Change to ATmega8515L
In the initial release I was using the ATmega32A which was just short on 2 pins for displaying the 3.3V/5V LEDs so I ended up using an inverter to do that. I didn’t really want to keep using an extra part (inverter and supporting parts), plus it wouldn’t be able to support GB flash carts in the future as I didn’t have enough pins for the GB cart audio pin as that’s how you program some of them. I did a more broader search and came to the ATmega8515L which gave me 3 more I/O, just enough for the audio pin and 2 LEDs so I could remove the inverter (it also seems like the MCU some other GB cart devices use too).

Gameboy Camera SRAM misread bytes
One user reported that their GB camera SRAM dumps weren’t consistent, I could replicate the issue and it looked like some of my photos had some vertical lines, some more visible than others. It seems that when reading the SRAM, we have to delay an extra MCU cycle, so it went from 1 nop to 2 nops, shouldn’t be too noticeable, now those lines are gone and the SRAM files are always identical.

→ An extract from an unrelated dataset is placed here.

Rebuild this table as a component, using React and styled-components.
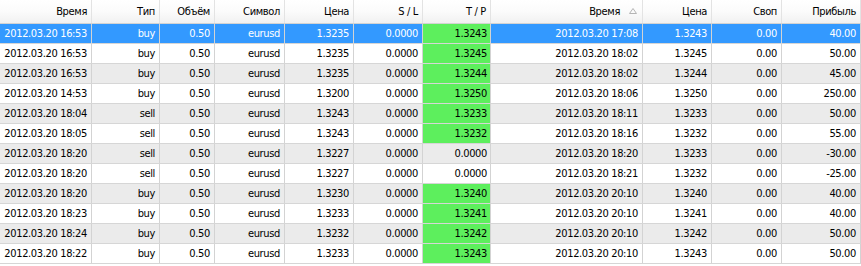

Additional EEPROM checks / Fix for GBA 32MB carts
There seemed to be an 4Kbit EEPROM which allowed 64Kbit reads without repeating the same 8 bytes over and over again, if it did repeat, that was the way we would know if it was a 4Kbit EEPROM. So I added another check which read the first 512 bytes and then second 512 bytes which wouldn’t be possible for a 4Kbit EEPROM so it should repeat the same 512 bytes which it did.

Before I was addressing the EEPROM at 0xFFFFFF but it seems like this didn’t work with 32MB carts. I re-read the GBATek information page and I must have missed the part where they briefly mention 32MB carts, in the end I changed it to read at 0xFFFF00 and it worked fine.

Flash save writing, not waiting for sector erase / Forgetting to end write before switching banks / Stuck in Flash ID mode
One user reported that their Pokemon save games weren’t being written correctly. When writing to the flash I was erasing the next sector, waiting 25ms as per some datasheets and then I wrote to that sector. I read somewhere that as flash gets worn out, it takes longer to do the sector erase so instead of waiting for 25ms, I’m now waiting to read back 0xFF from the first byte of that sector which resolved the issue. Later on I bought Pokemon Ruby and I could tell that doing a sector erase on it took longer than 25ms.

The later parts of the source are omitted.